How an exit node is configured also makes a considerable difference to the efficacy of the DefectTor attack; exit nodes that use their ISP for DNS lookups offered the smallest attack surface whilst those that relied on their own DNS resolvers were compromised much sooner.

Where you are matters

Perhaps the most surprising observation from the research is that where you are makes a big difference to your ability to stand up to correlation attacks using DNS.

The experiment was run from the five countries where Tor is most popular; the USA, UK, Germany, France and Russia, and found that traffic from the USA and UK was far harder to crack.

the median time until compromise differs by more than 10 days between UK, and RU or FR. In general, UK and US users are doing better than users in RU, FR, and DE for these two setups. We conclude that the location of Tor clients matters and should be considered in future traffic correlation studies.

What you can do

This new attack shouldn’t send anyone running for the hills – if your adversaries aren’t already in a position to conduct correlation attacks this probably won’t help them much.

In the short term, the authors of the paper would like to see the Tor project fix a bug that causes Tor to cache DNS entries for 60 seconds regardless of the DNS entry’s TTL (Time To Live).

In the longer term they’re also calling for Tor to implement DNS lookups over TLS (which would encrypt traffic between exit nodes and DNS resolvers), and suggest that defenses against website fingerprinting attacks in general should be “an important long-term goal.’

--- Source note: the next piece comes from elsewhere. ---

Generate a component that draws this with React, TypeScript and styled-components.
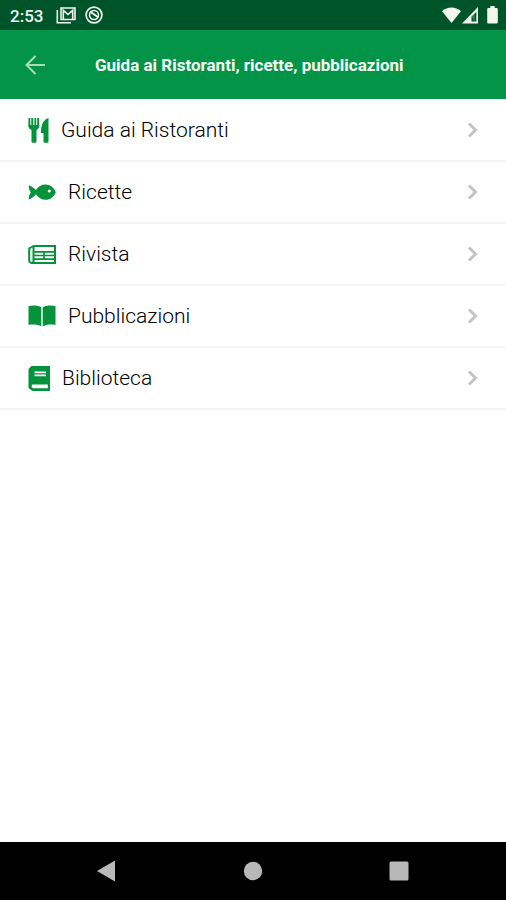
import React from "react";
import styled, { createGlobalStyle } from "styled-components";

const GlobalStyle = createGlobalStyle`
  *, *::before, *::after { box-sizing: border-box; }
  body {
    margin: 0;
    background: #ffffff;
    font-family: Roboto, "Liberation Sans", sans-serif;
  }
`;

const Screen = styled.div`
  display: flex;
  flex-direction: column;
  min-height: 100vh;
`;

const StatusBar = styled.div`
  display: flex;
  align-items: center;
  justify-content: space-between;
  height: 30px;
  padding: 0 8px 0 10px;
  background: #005429;
  color: #f1f6ee;
`;

const StatusGroup = styled.div<{ $gap: number }>`
  display: flex;
  align-items: center;
  gap: ${(p) => p.$gap}px;

  svg { display: block; }
`;

const Clock = styled.time`
  margin-right: 4px;
  padding-top: 2px;
  font-size: 17px;
  font-weight: 500;
  line-height: 20px;
`;

const Header = styled.header`
  display: grid;
  grid-template-columns: 70px 1fr 70px;
  align-items: center;
  height: 69px;
  background: #049448;
`;

const BackButton = styled.button`
  display: flex;
  align-items: center;
  justify-content: center;
  height: 48px;
  padding: 0;
  border: 0;
  background: none;
  color: #a5dfb5;
  cursor: pointer;
`;

const Title = styled.h1`
  margin: 0;
  padding: 1px 0 0 25px;
  color: #f4fff4;
  font-size: 17px;
  font-weight: 700;
  line-height: 24px;
  white-space: nowrap;
`;

const Menu = styled.ul`
  flex: 1;
  margin: 0;
  padding: 1px 0 0;
  list-style: none;
`;

const MenuLink = styled.a`
  display: flex;
  align-items: center;
  gap: 12px;
  height: 62px;
  padding: 0 28px;
  border-bottom: 2px solid #f5f5f5;
  color: #000000;
  text-decoration: none;

  svg { display: block; flex: none; color: #04933b; }
  svg:last-child { color: #c4c4c4; }
`;

const MenuLabel = styled.span`
  flex: 1;
  font-size: 21px;
  font-weight: 300;
  line-height: 28px;
`;

const SystemNav = styled.nav`
  display: grid;
  grid-template-columns: repeat(3, 1fr);
  height: 58px;
  padding: 0 34px;
  background: #000000;
`;

const NavButton = styled.button`
  display: flex;
  align-items: center;
  justify-content: center;
  padding: 0;
  border: 0;
  background: none;
  color: #b8b8b8;
  cursor: pointer;
`;

const CutleryIcon = () => (
  <svg width="21" height="25" viewBox="0 0 21 25" fill="currentColor" aria-hidden="true">
    <path d="M.5 0h1.800v7h1V0h1.800v7h1.300V0h1.800v7h1V0H11l.3 7.500c0 2.300-1 3.800-2.800 4.600V23.500c0 .8-.6 1.300-1.300 1.300H4.800c-.7 0-1.300-.5-1.300-1.300V12.100C1.500 11.300.3 9.800.3 7.500z" />
    <path d="M20.500 0v23.500c0 .8-.6 1.300-1.300 1.300h-2.400c-.7 0-1.300-.5-1.300-1.300V15h-2.600C12.900 7.500 15 1.500 20.500 0z" />
  </svg>
);

const FishIcon = () => (
  <svg width="28" height="17" viewBox="0 0 28 17" aria-hidden="true">
    <path
      fill="currentColor"
      d="M.6 1.200C3.500 2 5.900 4 7.900 6.100 10.400 2.500 13.500.6 17.500.6c4.500 0 8.500 2.900 10.300 7.600-1.800 4.700-5.800 7.600-10.300 7.600-4 0-7.100-1.900-9.600-5.500C5.900 12.700 3.500 14.800.6 15.500c.2-2.900.8-5.300 2.200-7.200C1.400 6.400.8 4.100.6 1.200z"
    />
    <circle cx="21.300" cy="7" r="1.600" fill="#ffffff" />
  </svg>
);

const NewspaperIcon = () => (
  <svg width="28" height="19" viewBox="0 0 28 19" fill="none" stroke="currentColor" strokeWidth="2" aria-hidden="true">
    <path d="M5.500 1H27v17H4C2.300 18 1.200 17 1.200 15.500V3.500L5.500 1" />
    <path d="M5.500 1v14.500c0 1.500-.8 2.500-2 2.500" />
    <path d="M6 6.800h20M6 10.500h20M6 14.200h20M16 7v8" strokeWidth="1.700" />
  </svg>
);

const OpenBookIcon = () => (
  <svg width="28" height="22" viewBox="0 0 28 22" fill="currentColor" aria-hidden="true">
    <path d="M.5 1C5.500 0 10.500.5 13.300 2.300v19C10 19.600 5.500 19 .5 19.900z" />
    <path d="M27.500 1C22.500 0 17.500.5 14.700 2.300v19c3.300-1.700 7.800-2.300 12.800-1.400z" />
  </svg>
);

const BookIcon = () => (
  <svg width="22" height="25" viewBox="0 0 22 25" aria-hidden="true">
    <path fill="currentColor" d="M3.500 0H22v25H4.500L.5 22V3z" />
    <path fill="#ffffff" d="M6.500 5.400h11.500v1.900H6.500zM6.500 8.400h11.500v1.900H6.500zM4 18.500H19.800v3.700H5L3.500 21z" />
  </svg>
);

const Chevron = () => (
  <svg width="11" height="16" viewBox="0 0 11 16" fill="none" stroke="currentColor" strokeWidth="3" aria-hidden="true">
    <path d="M2 1.500L8.500 8 2 14.500" />
  </svg>
);

const items = [
  { label: "Guida ai Ristoranti", href: "#ristoranti", Icon: CutleryIcon },
  { label: "Ricette", href: "#ricette", Icon: FishIcon },
  { label: "Rivista", href: "#rivista", Icon: NewspaperIcon },
  { label: "Pubblicazioni", href: "#pubblicazioni", Icon: OpenBookIcon },
  { label: "Biblioteca", href: "#biblioteca", Icon: BookIcon },
];

export default function App() {
  return (
    <Screen>
      <GlobalStyle />
      <StatusBar>
        <StatusGroup $gap={9}>
          <Clock>2:53</Clock>
          <svg width="20" height="18" viewBox="0 0 20 18" fill="none" stroke="currentColor" aria-hidden="true">
            <path d="M1.300 4v12.700H15" strokeWidth="1.600" />
            <path d="M5 2h14v11.500H5z" strokeWidth="1.600" />
            <path d="M7.300 13V4.300L12 8.500l4.700-4.200V13" strokeWidth="1.600" />
          </svg>
          <svg width="18" height="18" viewBox="0 0 18 18" fill="none" stroke="currentColor" aria-hidden="true">
            <circle cx="9" cy="9" r="7.900" strokeWidth="1.700" />
            <circle cx="9" cy="9" r="4.500" strokeWidth="1.500" />
            <path d="M5 5.500l8.500 6" strokeWidth="2" />
          </svg>
        </StatusGroup>
        <StatusGroup $gap={1}>
          <svg width="19" height="17" viewBox="0 0 19 17" fill="currentColor" aria-hidden="true">
            <path d="M0 4.200C5.300-.6 13.700-.6 19 4.200L9.500 16z" />
          </svg>
          <svg width="24" height="17" viewBox="0 0 24 17" fill="currentColor" aria-hidden="true">
            <path fillRule="evenodd" d="M16 0v16.500H0zM14.300 5v9.500H9.500V9.500z" />
            <path d="M9.500 9.700l3.200-3.200v8z" opacity="0.250" />
          </svg>
          <svg width="11" height="18" viewBox="0 0 11 18" fill="currentColor" aria-hidden="true">
            <path d="M3.300 0h4.400v2H9.500c.8 0 1.300.5 1.300 1.300v13c0 .8-.5 1.300-1.300 1.300h-8C.700 17.600.200 17.100.200 16.300v-13C.200 2.500.700 2 1.500 2h1.800z" />
          </svg>
        </StatusGroup>
      </StatusBar>

      <Header>
        <BackButton type="button" aria-label="Indietro">
          <svg width="20" height="20" viewBox="0 0 20 20" fill="none" stroke="currentColor" strokeWidth="2" aria-hidden="true">
            <path d="M20 10H2M10.500 1L1.500 10l9 9" />
          </svg>
        </BackButton>
        <Title>Guida ai Ristoranti, ricette, pubblicazioni</Title>
      </Header>

      <Menu>
        {items.map(({ label, href, Icon }) => (
          <li key={label}>
            <MenuLink href={href}>
              <Icon />
              <MenuLabel>{label}</MenuLabel>
              <Chevron />
            </MenuLink>
          </li>
        ))}
      </Menu>

      <SystemNav aria-label="Navigazione di sistema">
        <NavButton type="button" aria-label="Indietro">
          <svg width="20" height="22" viewBox="0 0 20 22" fill="currentColor" aria-hidden="true">
            <path d="M18 .5v21L0 11z" />
          </svg>
        </NavButton>
        <NavButton type="button" aria-label="Home">
          <svg width="20" height="20" viewBox="0 0 20 20" fill="currentColor" aria-hidden="true">
            <circle cx="10" cy="10" r="9.200" />
          </svg>
        </NavButton>
        <NavButton type="button" aria-label="App recenti">
          <svg width="20" height="20" viewBox="0 0 20 20" fill="currentColor" aria-hidden="true">
            <rect x="0.500" y="0.500" width="19" height="19" rx="1.500" />
          </svg>
        </NavButton>
      </SystemNav>
    </Screen>
  );
}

They also offer the following advice for exit node operators:

… exit relay operators should avoid public resolvers such as Google and OpenDNS. Instead, they should either use the resolvers provided by their ISP, or run their own, particularly if the operator’s ISP already hosts  many  other  exit  relays.  Local  resolvers  can  further  be optimized to minimize information leakage, by (for example) enabling QNAME minimization

Site operators worried about their users’ anonymity can bypass the DNS system entirely, and stay within the Tor network, by running their site as a hidden service.